Two-way CATV systems offer the potential of controlling many functions in households and businesses. For example, utilities can use the system to poll remote gas, electric, and water meters to save the cost of manual meter reading. Power companies can use the system for load control. During periods of high demand, electric water heaters can be turned off and restored when reduced demand permits. A computer at the headend can remotely control a variety of household services such as appliances and environmental equipment. CATV companies themselves can use the system to register channels that viewers are watching and to bill for service consumed. They also can use the equipment to control addressable converters to unscramble a premium channel at the viewers’ request.

Opinion Polling

Experiments with opinion polling over CATV have been conducted. For example, CATV has been used to enable viewers to evaluate the television program they have just finished watching. The potential of this system for allowing viewers to watch a political body in action and immediately express their opinion has great
potential in a participatory democracy.

Streaming Video

The QoS requirements that may preclude using the Internet for the video transmission medium do not apply to streaming video. Enterprises can use the Internet for one-way broadcasts to employees and customers. Streaming video has endless
applications in training, education, entertainment, and other such purposes.

Videoconferencing

Companies that had never considered videoconferencing are investigating it more closely as the economics become more compelling. The first line of justification is generally replacement for travel, but as organizations adopt video as a way of doing business, the need for economic justification disappears. Videoconferencing makes it economical for more people to participate directly because travel is eliminated. A major advantage of videoconferencing where formal conference rooms are provided is scheduling. When users must reserve a facility, meetings must
begin and end on schedule, which is an added benefit.

Evaluation Considerations

As the cost of equipment drops, companies may find they have backed into the videoconferencing business without a plan. The result may be under-utilized equipment and network facilities, or the inverse, which is an overloaded network. Needs and expectations should be thoroughly assessed before embarking on
videoconferencing. The issues discussed in this section should be considered and the necessary controls imposed to increase the chances of success.

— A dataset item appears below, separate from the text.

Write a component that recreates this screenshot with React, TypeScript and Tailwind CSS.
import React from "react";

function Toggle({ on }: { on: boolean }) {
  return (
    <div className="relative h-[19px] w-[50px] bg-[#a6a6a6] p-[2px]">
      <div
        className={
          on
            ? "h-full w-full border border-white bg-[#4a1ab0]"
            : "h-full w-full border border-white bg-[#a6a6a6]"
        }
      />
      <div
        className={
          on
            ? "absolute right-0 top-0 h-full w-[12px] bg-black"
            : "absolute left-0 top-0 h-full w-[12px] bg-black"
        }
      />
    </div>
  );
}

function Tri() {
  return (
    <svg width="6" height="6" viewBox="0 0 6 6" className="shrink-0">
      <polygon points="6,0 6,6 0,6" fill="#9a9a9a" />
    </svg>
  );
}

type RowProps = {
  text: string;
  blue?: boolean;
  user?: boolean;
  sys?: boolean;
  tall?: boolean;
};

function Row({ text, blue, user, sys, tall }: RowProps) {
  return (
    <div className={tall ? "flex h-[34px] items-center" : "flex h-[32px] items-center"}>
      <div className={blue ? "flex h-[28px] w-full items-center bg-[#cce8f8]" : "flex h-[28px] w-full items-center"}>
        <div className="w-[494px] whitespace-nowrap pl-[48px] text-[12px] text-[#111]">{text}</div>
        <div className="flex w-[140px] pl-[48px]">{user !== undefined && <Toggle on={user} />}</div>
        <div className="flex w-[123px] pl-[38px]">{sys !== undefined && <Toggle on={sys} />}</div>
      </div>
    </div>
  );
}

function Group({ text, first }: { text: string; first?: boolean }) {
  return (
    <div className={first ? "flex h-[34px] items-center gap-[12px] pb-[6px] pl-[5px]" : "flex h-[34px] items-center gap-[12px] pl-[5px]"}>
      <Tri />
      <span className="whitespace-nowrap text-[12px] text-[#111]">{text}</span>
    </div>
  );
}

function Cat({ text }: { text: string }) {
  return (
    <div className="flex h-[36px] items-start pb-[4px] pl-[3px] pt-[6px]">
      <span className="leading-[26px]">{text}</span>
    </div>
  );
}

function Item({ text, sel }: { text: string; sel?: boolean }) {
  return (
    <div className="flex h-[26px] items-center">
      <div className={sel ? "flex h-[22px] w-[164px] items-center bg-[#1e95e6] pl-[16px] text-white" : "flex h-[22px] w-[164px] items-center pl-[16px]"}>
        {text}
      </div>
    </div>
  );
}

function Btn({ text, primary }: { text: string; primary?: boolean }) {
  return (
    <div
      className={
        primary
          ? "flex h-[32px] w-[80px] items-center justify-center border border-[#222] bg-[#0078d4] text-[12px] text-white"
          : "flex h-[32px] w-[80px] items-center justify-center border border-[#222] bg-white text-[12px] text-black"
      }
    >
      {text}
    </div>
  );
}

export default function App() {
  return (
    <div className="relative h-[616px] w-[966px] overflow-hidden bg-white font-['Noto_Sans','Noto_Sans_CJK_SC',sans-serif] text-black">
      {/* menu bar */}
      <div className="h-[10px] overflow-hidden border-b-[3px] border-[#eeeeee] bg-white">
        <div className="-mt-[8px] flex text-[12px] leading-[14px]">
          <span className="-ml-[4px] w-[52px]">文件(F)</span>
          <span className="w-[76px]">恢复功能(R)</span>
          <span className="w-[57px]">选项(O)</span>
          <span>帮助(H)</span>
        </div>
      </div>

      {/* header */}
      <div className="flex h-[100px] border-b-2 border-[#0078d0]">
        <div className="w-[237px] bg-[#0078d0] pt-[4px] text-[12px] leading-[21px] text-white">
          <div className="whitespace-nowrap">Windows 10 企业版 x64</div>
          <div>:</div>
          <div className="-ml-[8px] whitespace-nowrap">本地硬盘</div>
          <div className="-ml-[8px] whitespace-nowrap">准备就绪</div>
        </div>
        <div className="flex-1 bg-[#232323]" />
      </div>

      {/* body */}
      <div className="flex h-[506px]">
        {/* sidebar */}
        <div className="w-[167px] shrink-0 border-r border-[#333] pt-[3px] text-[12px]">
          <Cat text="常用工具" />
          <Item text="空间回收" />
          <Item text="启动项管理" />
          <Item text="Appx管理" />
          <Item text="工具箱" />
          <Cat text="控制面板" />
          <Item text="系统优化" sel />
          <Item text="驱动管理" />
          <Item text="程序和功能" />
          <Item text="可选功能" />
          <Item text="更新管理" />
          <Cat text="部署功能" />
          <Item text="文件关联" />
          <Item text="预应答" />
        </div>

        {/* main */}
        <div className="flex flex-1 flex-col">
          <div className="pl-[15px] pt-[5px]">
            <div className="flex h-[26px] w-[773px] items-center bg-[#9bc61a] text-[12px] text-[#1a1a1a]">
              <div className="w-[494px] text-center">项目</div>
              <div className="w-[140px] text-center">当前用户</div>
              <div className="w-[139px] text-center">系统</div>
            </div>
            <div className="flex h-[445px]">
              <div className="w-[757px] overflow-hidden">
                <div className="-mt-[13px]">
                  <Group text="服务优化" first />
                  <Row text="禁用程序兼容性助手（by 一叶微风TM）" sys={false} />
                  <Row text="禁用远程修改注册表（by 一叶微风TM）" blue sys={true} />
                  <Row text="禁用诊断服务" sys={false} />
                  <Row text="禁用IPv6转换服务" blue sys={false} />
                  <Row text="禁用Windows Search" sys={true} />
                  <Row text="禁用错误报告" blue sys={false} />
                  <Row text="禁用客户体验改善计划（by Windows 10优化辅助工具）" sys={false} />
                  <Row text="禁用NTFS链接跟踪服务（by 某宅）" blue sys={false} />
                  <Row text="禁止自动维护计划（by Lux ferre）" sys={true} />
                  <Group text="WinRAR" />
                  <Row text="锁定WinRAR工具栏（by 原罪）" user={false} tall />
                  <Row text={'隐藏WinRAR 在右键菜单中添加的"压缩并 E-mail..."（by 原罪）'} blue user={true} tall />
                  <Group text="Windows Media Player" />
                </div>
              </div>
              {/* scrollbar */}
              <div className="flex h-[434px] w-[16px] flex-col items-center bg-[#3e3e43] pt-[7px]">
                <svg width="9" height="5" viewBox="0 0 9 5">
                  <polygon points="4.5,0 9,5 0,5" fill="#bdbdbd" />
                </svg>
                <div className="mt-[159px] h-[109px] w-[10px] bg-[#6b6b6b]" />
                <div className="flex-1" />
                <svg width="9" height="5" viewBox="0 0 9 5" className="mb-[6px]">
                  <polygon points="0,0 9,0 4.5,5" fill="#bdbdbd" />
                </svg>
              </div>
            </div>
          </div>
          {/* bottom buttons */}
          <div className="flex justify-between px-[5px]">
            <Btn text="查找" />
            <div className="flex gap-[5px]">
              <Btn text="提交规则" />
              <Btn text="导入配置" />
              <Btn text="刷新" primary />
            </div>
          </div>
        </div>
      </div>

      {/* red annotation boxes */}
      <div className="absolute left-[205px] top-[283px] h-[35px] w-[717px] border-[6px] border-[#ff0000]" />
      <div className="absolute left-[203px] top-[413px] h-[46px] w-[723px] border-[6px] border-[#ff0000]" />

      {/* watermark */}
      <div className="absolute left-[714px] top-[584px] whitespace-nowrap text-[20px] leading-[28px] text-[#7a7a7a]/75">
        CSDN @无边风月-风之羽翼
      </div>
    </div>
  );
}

Type of Transmission Facilities

The initial issue to resolve is the telecommunications medium. BRI ISDN service is the default method where conferences use the PSTN. For higher bandwidths, inverse multiplexing may be required. Some units have the inverse multiplexer built in, while others use an external i-mux. Most digital PBXs can support PRI on the PSTN side and BRI toward the videoconferencing endpoints. Where IP bandwidth is available, H.323 video is an excellent alternative. The typical company in the market for H.323 video will have an existing internal network with spare capacity, or one to which capacity can be added inexpensively. Amajor advantage of IP conferencing is the fact that equipment can be relocated easily by plugging into a live Ethernet jack. The terminal equipment may be interchangeable for H.320 conferences. If external conferencing is required, a H.323-to-H.320 gateway will be required. If the video and audio signals are separate across the gateway, lip sync problems are apt to result.

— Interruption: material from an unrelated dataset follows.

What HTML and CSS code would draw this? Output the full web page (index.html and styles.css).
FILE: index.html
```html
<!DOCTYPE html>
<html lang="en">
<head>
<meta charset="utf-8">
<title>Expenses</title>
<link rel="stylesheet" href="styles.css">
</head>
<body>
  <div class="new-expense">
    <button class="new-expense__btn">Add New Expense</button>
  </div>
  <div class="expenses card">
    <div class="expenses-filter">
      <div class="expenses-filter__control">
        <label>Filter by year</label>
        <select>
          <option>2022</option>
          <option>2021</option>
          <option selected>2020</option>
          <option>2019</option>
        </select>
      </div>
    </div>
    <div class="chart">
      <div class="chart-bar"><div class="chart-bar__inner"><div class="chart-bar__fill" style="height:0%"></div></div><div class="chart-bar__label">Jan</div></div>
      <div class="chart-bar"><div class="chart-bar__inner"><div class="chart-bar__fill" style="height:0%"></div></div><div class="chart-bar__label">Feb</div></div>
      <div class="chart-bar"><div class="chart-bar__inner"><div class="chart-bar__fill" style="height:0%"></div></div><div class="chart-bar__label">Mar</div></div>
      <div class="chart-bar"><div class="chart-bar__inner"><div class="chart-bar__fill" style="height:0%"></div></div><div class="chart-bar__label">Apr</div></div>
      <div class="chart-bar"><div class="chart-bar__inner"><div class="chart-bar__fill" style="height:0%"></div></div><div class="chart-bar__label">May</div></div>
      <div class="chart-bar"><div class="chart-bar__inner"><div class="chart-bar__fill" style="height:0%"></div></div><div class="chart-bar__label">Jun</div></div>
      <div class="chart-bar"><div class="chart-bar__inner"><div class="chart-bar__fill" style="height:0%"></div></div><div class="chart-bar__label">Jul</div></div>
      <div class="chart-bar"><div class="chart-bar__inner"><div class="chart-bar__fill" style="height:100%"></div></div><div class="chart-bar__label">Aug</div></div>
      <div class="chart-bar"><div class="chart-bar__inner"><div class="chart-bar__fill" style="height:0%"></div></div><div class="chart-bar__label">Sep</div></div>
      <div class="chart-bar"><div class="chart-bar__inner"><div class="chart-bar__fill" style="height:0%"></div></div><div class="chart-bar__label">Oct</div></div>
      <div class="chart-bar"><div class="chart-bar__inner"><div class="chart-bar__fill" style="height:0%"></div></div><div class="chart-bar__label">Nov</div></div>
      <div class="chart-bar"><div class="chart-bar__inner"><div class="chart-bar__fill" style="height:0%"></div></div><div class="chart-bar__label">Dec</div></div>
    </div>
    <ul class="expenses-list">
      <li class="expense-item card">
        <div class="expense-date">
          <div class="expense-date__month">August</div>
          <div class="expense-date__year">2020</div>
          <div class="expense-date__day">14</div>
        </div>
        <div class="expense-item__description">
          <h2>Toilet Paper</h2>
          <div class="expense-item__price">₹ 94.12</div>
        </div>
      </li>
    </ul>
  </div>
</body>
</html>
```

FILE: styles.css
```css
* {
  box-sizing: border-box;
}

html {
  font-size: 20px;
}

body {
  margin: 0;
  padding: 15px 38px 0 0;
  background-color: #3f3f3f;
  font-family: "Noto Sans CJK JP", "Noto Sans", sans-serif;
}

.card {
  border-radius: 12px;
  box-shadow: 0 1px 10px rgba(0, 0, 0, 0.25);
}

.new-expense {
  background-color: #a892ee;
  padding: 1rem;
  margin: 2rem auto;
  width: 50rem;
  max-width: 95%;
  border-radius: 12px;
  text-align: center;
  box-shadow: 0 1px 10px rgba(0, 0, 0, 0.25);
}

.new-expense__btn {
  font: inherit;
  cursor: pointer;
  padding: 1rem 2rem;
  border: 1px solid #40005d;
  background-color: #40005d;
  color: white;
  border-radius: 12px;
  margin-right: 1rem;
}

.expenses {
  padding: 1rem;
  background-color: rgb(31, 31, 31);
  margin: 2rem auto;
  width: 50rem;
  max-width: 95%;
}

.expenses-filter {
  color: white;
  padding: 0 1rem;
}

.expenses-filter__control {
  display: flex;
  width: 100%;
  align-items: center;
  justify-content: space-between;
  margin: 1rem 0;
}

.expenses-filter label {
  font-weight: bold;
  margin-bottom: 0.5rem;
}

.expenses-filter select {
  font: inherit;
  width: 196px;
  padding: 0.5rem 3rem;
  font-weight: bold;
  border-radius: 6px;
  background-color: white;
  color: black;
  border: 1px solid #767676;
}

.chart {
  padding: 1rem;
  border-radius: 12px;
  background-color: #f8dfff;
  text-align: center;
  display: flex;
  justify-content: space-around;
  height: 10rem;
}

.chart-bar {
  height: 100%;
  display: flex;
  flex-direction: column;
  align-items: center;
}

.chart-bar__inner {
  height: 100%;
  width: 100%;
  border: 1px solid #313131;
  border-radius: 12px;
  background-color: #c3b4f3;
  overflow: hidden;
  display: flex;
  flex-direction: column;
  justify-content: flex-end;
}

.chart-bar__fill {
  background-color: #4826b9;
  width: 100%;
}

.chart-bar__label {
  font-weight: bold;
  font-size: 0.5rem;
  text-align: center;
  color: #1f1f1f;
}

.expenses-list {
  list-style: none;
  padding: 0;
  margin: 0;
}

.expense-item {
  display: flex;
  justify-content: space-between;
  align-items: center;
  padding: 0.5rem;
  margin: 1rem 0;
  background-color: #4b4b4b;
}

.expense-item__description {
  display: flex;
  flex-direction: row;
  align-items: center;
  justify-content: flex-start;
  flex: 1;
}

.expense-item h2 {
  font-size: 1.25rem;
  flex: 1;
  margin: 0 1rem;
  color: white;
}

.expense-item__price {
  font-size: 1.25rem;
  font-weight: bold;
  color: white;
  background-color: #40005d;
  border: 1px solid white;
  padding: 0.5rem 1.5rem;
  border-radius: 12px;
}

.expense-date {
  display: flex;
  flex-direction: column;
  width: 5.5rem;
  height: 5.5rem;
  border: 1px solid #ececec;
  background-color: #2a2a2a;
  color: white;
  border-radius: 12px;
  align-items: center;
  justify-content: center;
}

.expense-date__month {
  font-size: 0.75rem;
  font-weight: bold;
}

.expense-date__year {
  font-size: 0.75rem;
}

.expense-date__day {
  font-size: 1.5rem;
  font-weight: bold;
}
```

Single- or Multipoint Conferences

Videoconferences are classed as point-to-point or multipoint. With terrestrial facilities, the distance and number of points served have a significant effect on transmission costs. Large companies with a significant amount of multipoint conferencing can often justify the cost of an MCU. Companies that use multipoint conferencing only occasionally can use bridging services offered by the major
IXCs. The IXCs offer “meet-me” conferencing in which conferees dial into a bridge. The control unit receives inputs from all locations, and sends each location the image that has seized the transmitting channel. The transmitting channel is allocated by one of three methods: under control of the conference leader, under
time control in which each location gets a share of the time, or by switching automatically to the location that is currently talking. The latter method is the most common, but it requires a disciplined approach.

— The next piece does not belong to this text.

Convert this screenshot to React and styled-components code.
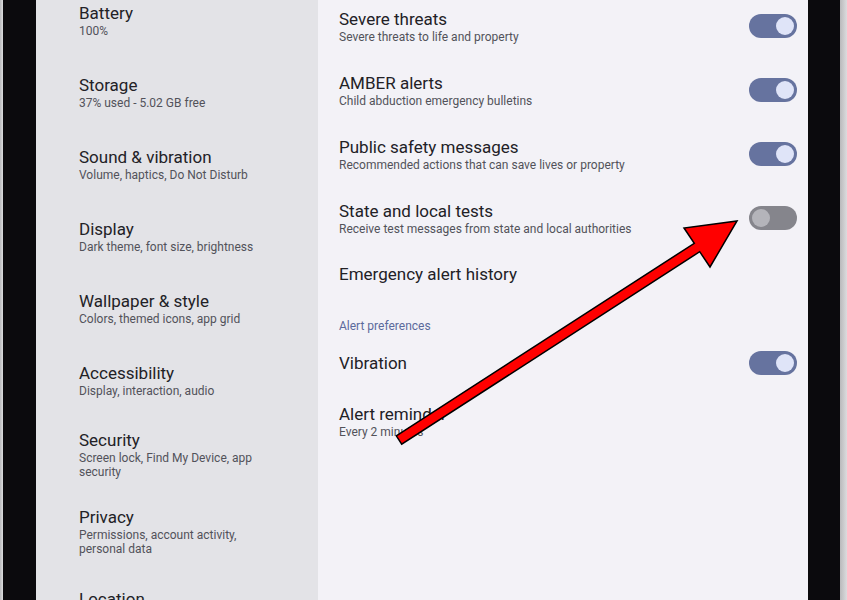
import styled, { createGlobalStyle } from "styled-components";

const GlobalStyle = createGlobalStyle`
  body {
    margin: 0;
    font-family: Roboto, "Noto Sans", sans-serif;
  }
`

const Screen = styled.div`
  position: relative;
  display: flex;
  width: 847px;
  height: 600px;
  overflow: hidden;
  background: #0b0b0d;
`

const Edge = styled.div`
  width: ${(p) => p.$w}px;
  flex-shrink: 0;
  background: linear-gradient(90deg, #b9b9bb, #dcdcde);
`

const Bezel = styled.div`
  width: ${(p) => p.$w}px;
  flex-shrink: 0;
  background: #0b0a0d;
`

const LeftPanel = styled.div`
  width: 282px;
  flex-shrink: 0;
  background: #e3e3e7;
  padding-left: 43px;
  box-sizing: border-box;
`

const RightPanel = styled.div`
  width: 490px;
  flex-shrink: 0;
  background: #f3f2f7;
  padding: 0 11px 0 21px;
  box-sizing: border-box;
`

const List = styled.div`
  display: flex;
  flex-direction: column;
  margin-top: ${(p) => p.$offset}px;
`

const Row = styled.div`
  display: flex;
  align-items: center;
  justify-content: space-between;
  min-height: ${(p) => p.$min}px;
  padding: 14px 0;
  box-sizing: border-box;
`

const Texts = styled.div`
  display: flex;
  flex-direction: column;
`

const Title = styled.div`
  font-size: 17px;
  line-height: 20px;
  color: #222126;
  margin-bottom: 1px;
`

const Sub = styled.div`
  font-size: 12px;
  line-height: 14px;
  color: #52525a;
  max-width: ${(p) => (p.$wrap ? "200px" : "none")};
`

const Header = styled.div`
  padding: 20px 0 4px;
  font-size: 12px;
  line-height: 14px;
  color: #5b6a9c;
`

const Toggle = styled.span`
  position: relative;
  width: 48px;
  height: 24px;
  border-radius: 12px;
  flex-shrink: 0;
  background: ${(p) => (p.$on ? "#66739f" : "#85858c")};

  &::after {
    content: "";
    position: absolute;
    top: 3px;
    left: ${(p) => (p.$on ? "27px" : "3px")};
    width: 18px;
    height: 18px;
    border-radius: 50%;
    background: ${(p) => (p.$on ? "#dfe4f8" : "#b4b4ba")};
  }
`

const Arrow = styled.svg`
  position: absolute;
  left: 0;
  top: 0;
  pointer-events: none;
`

const settings = [
  { title: "Battery", sub: "100%" },
  { title: "Storage", sub: "37% used - 5.02 GB free" },
  { title: "Sound & vibration", sub: "Volume, haptics, Do Not Disturb" },
  { title: "Display", sub: "Dark theme, font size, brightness" },
  { title: "Wallpaper & style", sub: "Colors, themed icons, app grid" },
  { title: "Accessibility", sub: "Display, interaction, audio" },
  { title: "Security", sub: "Screen lock, Find My Device, app security" },
  { title: "Privacy", sub: "Permissions, account activity, personal data" },
  { title: "Location", sub: "On - 3 apps have access to location" },
]

const alerts = [
  { title: "Severe threats", sub: "Severe threats to life and property", on: true },
  { title: "AMBER alerts", sub: "Child abduction emergency bulletins", on: true },
  { title: "Public safety messages", sub: "Recommended actions that can save lives or property", on: true },
  { title: "State and local tests", sub: "Receive test messages from state and local authorities", on: false },
  { title: "Emergency alert history", min: 48 },
]

const AlertRow = ({ title, sub, on, min = 64 }) => (
  <Row $min={min}>
    <Texts>
      <Title>{title}</Title>
      {sub && <Sub>{sub}</Sub>}
    </Texts>
    {on !== undefined && <Toggle $on={on} />}
  </Row>
)

export default function App() {
  return (
    <Screen>
      <GlobalStyle />
      <Edge $w={3} />
      <Bezel $w={33} />
      <LeftPanel>
        <List $offset={-16}>
          {settings.map((s) => (
            <Row key={s.title} $min={72}>
              <Texts>
                <Title>{s.title}</Title>
                <Sub $wrap>{s.sub}</Sub>
              </Texts>
            </Row>
          ))}
        </List>
      </LeftPanel>
      <RightPanel>
        <List $offset={-6}>
          {alerts.map((a) => (
            <AlertRow key={a.title} {...a} />
          ))}
          <Header>Alert preferences</Header>
          <AlertRow title="Vibration" on={true} min={52} />
          <AlertRow title="Alert reminder" sub="Every 2 minutes" />
        </List>
      </RightPanel>
      <Bezel $w={32} />
      <Edge $w={7} />
      <Arrow width="847" height="600" viewBox="0 0 847 600">
        <polygon
          points="396.3,435.8 694.3,243.3 684,228 737,221 710,267 699.7,251.7 401.7,444.2"
          fill="#ff0000"
          stroke="#000"
          strokeWidth="1.5"
          strokeLinejoin="miter"
        />
      </Arrow>
    </Screen>
  )
}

Videoconferencing Equipment

The following issues should be evaluated in selecting videoconferencing equipment:
• Will the equipment used be videoconferencing appliances or PC-based?
• Will the conference be set up in formal conference rooms or from desktops?
• What level of quality is needed? Is a highly compressed signal satisfactory? Does the system offer full 30 frames per second or some lower factor?
• Can the system support multiple video formats (NTSC, SECAM, PAL)?
• Does the system support still graphics?
• How easily can information be brought into the conference? Is information sharing fundamental to the equipment or is it an add-on?
• Will fixed or portable equipment be used? Do the applications require frequent equipment relocation?
• Does audio ride on the video facility? Is wideband audio available?
• Is single-point or multipoint communication required? If multipoint, will the user supply its own multipoint control unit or use facilities offered by the IXC?

System Integration

Videoconference equipment is sometimes an assembly of units made by different manufacturers. To ensure compatibility, it is advisable to obtain equipment from a vendor who can integrate it into a complete system.

Security

The type of information being transmitted over the channel must be considered. If proprietary information is discussed during conferences, encryption of both video and audio signals may be required, particularly if IP is the transmission protocol.

Public or Private Facilities

Private videoconference facilities have a significant advantage over public access systems. Public facilities are unavailable in many localities, which may preclude holding many videoconferences. The travel time to a public facility offsets some
of the advantages of videoconference. Unless a private facility is used frequently, however, public facilities are usually the most cost-effective option.